-- Start Dataset content --

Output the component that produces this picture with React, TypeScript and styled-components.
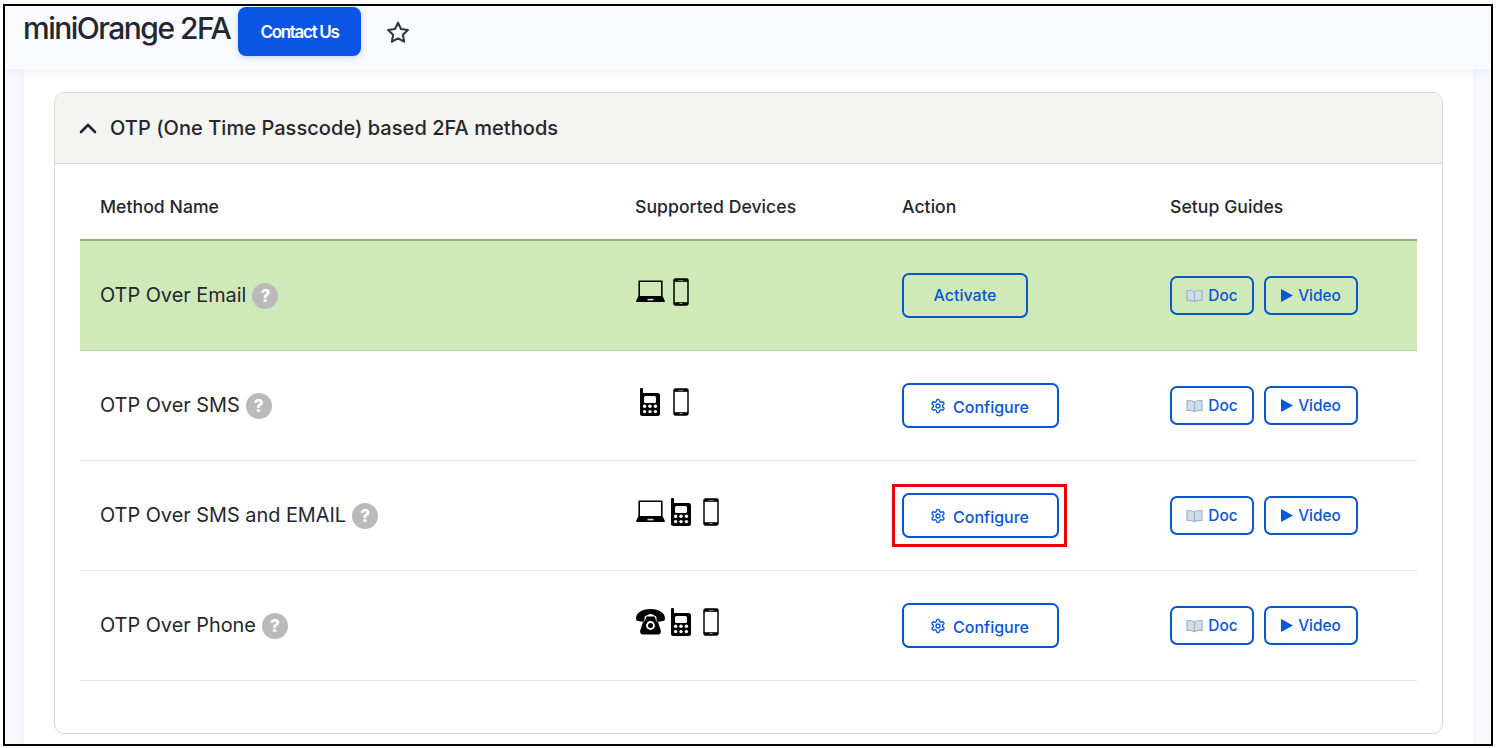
import React from 'react';
import styled, { createGlobalStyle } from 'styled-components';

const Global = createGlobalStyle`
  html, body { margin: 0; padding: 0; background: #fff; }
  body { font-family: Inter, "Liberation Sans", sans-serif; color: #24272d; }
`;

const LaptopIcon = () => (
  <svg width="29" height="23" viewBox="0 0 29 23">
    <path fill="#000" fillRule="evenodd" d="M3 0.5h23a.6.6 0 0 1 .6.6V17.5H2.4V1.1A.6.6 0 0 1 3 .5zM4 2v14h21V2z" />
    <path fill="#000" d="M2.2 16.500h24.600l2 4.200c.3.6 0 1.200-.7 1.200H.9c-.7 0-1-.6-.7-1.200z" />
    <rect x="11.500" y="18.800" width="6" height="1.600" fill="#d8dccb" />
  </svg>
);

const PhoneIcon = () => (
  <svg width="16" height="28" viewBox="0 0 16 28">
    <rect x="1" y="1" width="14" height="26" rx="1.400" fill="none" stroke="#000" strokeWidth="1.500" />
    <rect x="1" y="1" width="14" height="2.800" fill="#000" />
    <rect x="1" y="24.200" width="14" height="2.800" fill="#000" />
    <rect x="5.500" y="2" width="5" height=".8" fill="#999" />
    <rect x="6.500" y="25" width="3" height="1" fill="#999" />
  </svg>
);

const CellIcon = () => (
  <svg width="20" height="28" viewBox="0 0 20 28">
    <path fill="#000" fillRule="evenodd" d="M0 .9C0 .3.4 0 .9 0h1.200c.5 0 .9.3.9.9V5H17.500A2.500 2.500 0 0 1 20 7.500V25.500A2.500 2.500 0 0 1 17.500 28H2.500A2.500 2.500 0 0 1 0 25.500zM5.500 8A1.500 1.500 0 0 0 4 9.500V13.500A1.500 1.500 0 0 0 5.500 15H14.500A1.500 1.500 0 0 0 16 13.500V9.500A1.500 1.500 0 0 0 14.500 8z" />
    {[4.6, 10, 15.4].map(x =>
      [18.2, 23.6].map(y => <circle key={`${x}-${y}`} cx={x} cy={y} r="1.700" fill="#fff" />)
    )}
  </svg>
);

const DeskPhoneIcon = () => (
  <svg width="29" height="26" viewBox="0 0 29 26">
    <path fill="#000" d="M14.500 0C7 0 .8 3.200.1 8.200c-.3 2 .3 3.500 1.800 3.800l4.300.7c1.300.2 2-.6 2.200-1.800l.3-3.400c1.800-1 3.700-2.500 5.800-2.500s4 1.500 5.800 2.500l.3 3.400c.2 1.200.9 2 2.200 1.800l4.300-.7c1.500-.3 2.100-1.800 1.800-3.800C28.200 3.200 22 0 14.500 0z" />
    <path fill="#000" d="M10.500 7.500h8l1.500 4c.3.8 1 1.300 2 1.500l2.800 8.500c.5 2.200-.5 4-2.800 4H7c-2.300 0-3.300-1.800-2.800-4L7 13c1-.2 1.700-.7 2-1.500z" />
    <circle cx="14.500" cy="16.500" r="4.400" fill="#fff" />
    <circle cx="14.500" cy="16.500" r="2.500" fill="#000" />
  </svg>
);

const GearIcon = () => (
  <svg width="16" height="16" viewBox="0 0 24 24" fill="none" stroke="#0a55d8" strokeWidth="2" strokeLinecap="round" strokeLinejoin="round">
    <path d="M12.220 2h-.440a2 2 0 0 0-2 2v.180a2 2 0 0 1-1 1.730l-.430.250a2 2 0 0 1-2 0l-.150-.080a2 2 0 0 0-2.730.730l-.220.380a2 2 0 0 0 .730 2.730l.150.100a2 2 0 0 1 1 1.720v.510a2 2 0 0 1-1 1.740l-.150.090a2 2 0 0 0-.730 2.730l.220.380a2 2 0 0 0 2.730.730l.150-.080a2 2 0 0 1 2 0l.430.250a2 2 0 0 1 1 1.730V20a2 2 0 0 0 2 2h.440a2 2 0 0 0 2-2v-.180a2 2 0 0 1 1-1.730l.430-.250a2 2 0 0 1 2 0l.150.080a2 2 0 0 0 2.730-.730l.220-.390a2 2 0 0 0-.730-2.730l-.150-.080a2 2 0 0 1-1-1.740v-.500a2 2 0 0 1 1-1.740l.150-.090a2 2 0 0 0 .730-2.730l-.220-.380a2 2 0 0 0-2.730-.730l-.150.080a2 2 0 0 1-2 0l-.430-.250a2 2 0 0 1-1-1.730V4a2 2 0 0 0-2-2z" />
    <circle cx="12" cy="12" r="3" />
  </svg>
);

const BookIcon = () => (
  <svg width="17" height="14" viewBox="0 0 17 14" fill="#d3dde8" stroke="#9fb3d3" strokeWidth="1.200" strokeLinejoin="round">
    <path d="M8.500 3C7 1.700 4 1.300 1 1.600V11.500c2.800-.3 6 0 7.500 1.200 1.500-1.200 4.700-1.500 7.500-1.200V1.600C13 1.300 10 1.700 8.500 3z" />
    <path d="M8.500 3v9.700" />
  </svg>
);

const PlayIcon = () => (
  <svg width="12" height="13" viewBox="0 0 12 13">
    <path fill="#0a55e0" d="M0 0l12 6.500L0 13z" />
  </svg>
);

const StarIcon = () => (
  <svg width="26" height="25" viewBox="0 0 24 24" fill="none" stroke="#33363b" strokeWidth="2" strokeLinejoin="round">
    <path d="M12 2.600l2.900 6.100 6.600.9-4.800 4.600 1.200 6.600L12 17.600l-5.900 3.200 1.200-6.600-4.800-4.600 6.600-.9z" />
  </svg>
);

const ChevronIcon = () => (
  <svg width="18" height="11" viewBox="0 0 18 11" fill="none" stroke="#24272d" strokeWidth="2.600" strokeLinecap="round" strokeLinejoin="round">
    <path d="M2 9l7-7 7 7" />
  </svg>
);

type Device = 'laptop' | 'cell' | 'phone' | 'desk';

const deviceIcons: Record<Device, React.ReactNode> = {
  laptop: <LaptopIcon />,
  cell: <CellIcon />,
  phone: <PhoneIcon />,
  desk: <DeskPhoneIcon />,
};

const methods: { name: string; devices: Device[]; action: string; active?: boolean; boxed?: boolean }[] = [
  { name: 'OTP Over Email', devices: ['laptop', 'phone'], action: 'Activate', active: true },
  { name: 'OTP Over SMS', devices: ['cell', 'phone'], action: 'Configure' },
  { name: 'OTP Over SMS and EMAIL', devices: ['laptop', 'cell', 'phone'], action: 'Configure', boxed: true },
  { name: 'OTP Over Phone', devices: ['desk', 'cell', 'phone'], action: 'Configure' },
];

export default function App() {
  return (
    <>
      <Global />
      <Frame>
        <TopBar>
          <Title>miniOrange 2FA</Title>
          <ContactButton>Contact Us</ContactButton>
          <StarBox><StarIcon /></StarBox>
        </TopBar>
        <Sheet>
          <Accordion>
            <AccordionHead>
              <ChevronIcon />
              <AccordionTitle>OTP (One Time Passcode) based 2FA methods</AccordionTitle>
            </AccordionHead>
            <Table>
              <HeadRow>
                <HeadCell>Method Name</HeadCell>
                <HeadCell>Supported Devices</HeadCell>
                <HeadCell>Action</HeadCell>
                <HeadCell>Setup Guides</HeadCell>
              </HeadRow>
              {methods.map(m => (
                <Row key={m.name} $active={m.active}>
                  <NameCell>
                    {m.name}
                    <HelpBadge>?</HelpBadge>
                  </NameCell>
                  <Devices>
                    {m.devices.map((d, i) => <DeviceSlot key={i}>{deviceIcons[d]}</DeviceSlot>)}
                  </Devices>
                  <ActionCell>
                    <ActionBox $boxed={m.boxed}>
                      {m.action === 'Activate' ? (
                        <ActivateButton>Activate</ActivateButton>
                      ) : (
                        <ConfigureButton><GearIcon />Configure</ConfigureButton>
                      )}
                    </ActionBox>
                  </ActionCell>
                  <Guides>
                    <GuideButton $wide={false}><BookIcon />Doc</GuideButton>
                    <GuideButton $wide><PlayIcon />Video</GuideButton>
                  </Guides>
                </Row>
              ))}
            </Table>
          </Accordion>
        </Sheet>
      </Frame>
    </>
  );
}

const Frame = styled.div`
  margin: 4px 3px 0;
  width: 1490px;
  height: 742px;
  box-sizing: border-box;
  border: 2px solid #000;
  background: #f7f9fe;
  overflow: hidden;
`;
const TopBar = styled.header`
  position: relative;
  z-index: 1;
  height: 63px;
  display: flex;
  align-items: flex-start;
  padding-left: 18px;
  background: #f8faff;
  box-shadow: 0 3px 10px rgba(40, 50, 90, 0.06);
`;
const Title = styled.h1`
  margin: 5px 0 0;
  width: 209px;
  font-size: 30px;
  line-height: 34px;
  font-weight: 550;
  letter-spacing: -1.5px;
  white-space: nowrap;
  color: #24272d;
`;
const ContactButton = styled.button`
  margin: 1px 0 0 6px;
  width: 123px;
  height: 49px;
  border: none;
  border-radius: 8px;
  background: #0a55e6;
  box-shadow: 0 2px 6px rgba(10, 85, 230, 0.2);
  color: #fff;
  font: 600 17px Inter, sans-serif;
  letter-spacing: -1.3px;
`;
const StarBox = styled.div`
  margin: 14px 0 0 24px;
`;
const Sheet = styled.main`
  margin: 0 18px 0 19px;
  height: 680px;
  padding: 23px 30px 0;
  background: #fff;
  box-shadow: 0 0 8px rgba(40, 50, 90, 0.05);
`;
const Accordion = styled.section`
  width: 1389px;
  height: 642px;
  box-sizing: border-box;
  border: 1px solid #d8d8d8;
  border-radius: 10px;
  overflow: hidden;
`;
const AccordionHead = styled.div`
  height: 70px;
  display: flex;
  align-items: center;
  gap: 13px;
  padding-left: 24px;
  background: #f4f4f0;
  border-bottom: 1px solid #d8d8d8;
`;
const AccordionTitle = styled.span`
  font-size: 20px;
  font-weight: 500;
  letter-spacing: 0.05px;
  color: #24272d;
`;
const Table = styled.div`
  margin: 0 25px;
`;
const HeadRow = styled.div`
  display: grid;
  grid-template-columns: 535px 267px 268px 1fr;
  height: 77px;
  box-sizing: border-box;
  align-items: center;
  padding: 9px 0 0 20px;
  border-bottom: 2px solid #8fb27b;
`;
const HeadCell = styled.div`
  font-size: 17.600px;
  font-weight: 500;
  letter-spacing: 0.05px;
  color: #24272d;
`;
const Row = styled.div<{ $active?: boolean }>`
  display: grid;
  grid-template-columns: 535px 267px 268px 1fr;
  height: 110px;
  box-sizing: border-box;
  align-items: center;
  padding-left: 20px;
  background: ${p => (p.$active ? '#cfe9b8' : '#fff')};
  border-bottom: 1px solid ${p => (p.$active ? '#b9d3a4' : '#e4e4e4')};
`;
const NameCell = styled.div`
  display: flex;
  align-items: center;
  gap: 6px;
  margin-top: -2px;
  font-size: 19.880px;
  color: #24272d;
`;
const HelpBadge = styled.span`
  width: 26px;
  height: 26px;
  border-radius: 50%;
  background: #bababa;
  color: #fff;
  display: flex;
  align-items: center;
  justify-content: center;
  font-size: 17px;
  font-weight: 800;
  margin-top: 2px;
`;
const Devices = styled.div`
  display: flex;
  align-items: center;
  height: 28px;
  margin-top: -8px;
`;
const DeviceSlot = styled.span`
  width: 30.500px;
  display: flex;
  align-items: center;
  justify-content: center;
`;
const ActionCell = styled.div`
  display: flex;
`;
const ActionBox = styled.div<{ $boxed?: boolean }>`
  position: relative;
  display: flex;
  &::after {
    content: ${p => (p.$boxed ? "''" : 'none')};
    position: absolute;
    inset: -9px -8px -9px -10px;
    border: 3px solid #e8000b;
    pointer-events: none;
  }
`;
const BlueButton = styled.button`
  display: flex;
  align-items: center;
  justify-content: center;
  box-sizing: border-box;
  background: transparent;
  border: 2px solid #0a55d0;
  border-radius: 7px;
  color: #0a55d8;
  font: 500 15px Inter, sans-serif;
`;
const ActivateButton = styled(BlueButton)`
  width: 126px;
  height: 45px;
  padding-bottom: 2px;
  font-size: 16px;
`;
const ConfigureButton = styled(BlueButton)`
  width: 157px;
  height: 45px;
  padding: 2px 2px 0 0;
  gap: 7px;
  font-size: 16px;
  svg { margin-top: -1px; }
`;
const Guides = styled.div`
  display: flex;
  gap: 10px;
`;
const GuideButton = styled(BlueButton)<{ $wide: boolean }>`
  width: ${p => (p.$wide ? '94px' : '84px')};
  height: 39px;
  gap: 5px;
  padding-top: 1px;
  font-size: 15.400px;
`;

-- End Dataset content --

→ Requirements
Note how many lines in the listing above hold the string "components", then give only that figure.

→ Response
2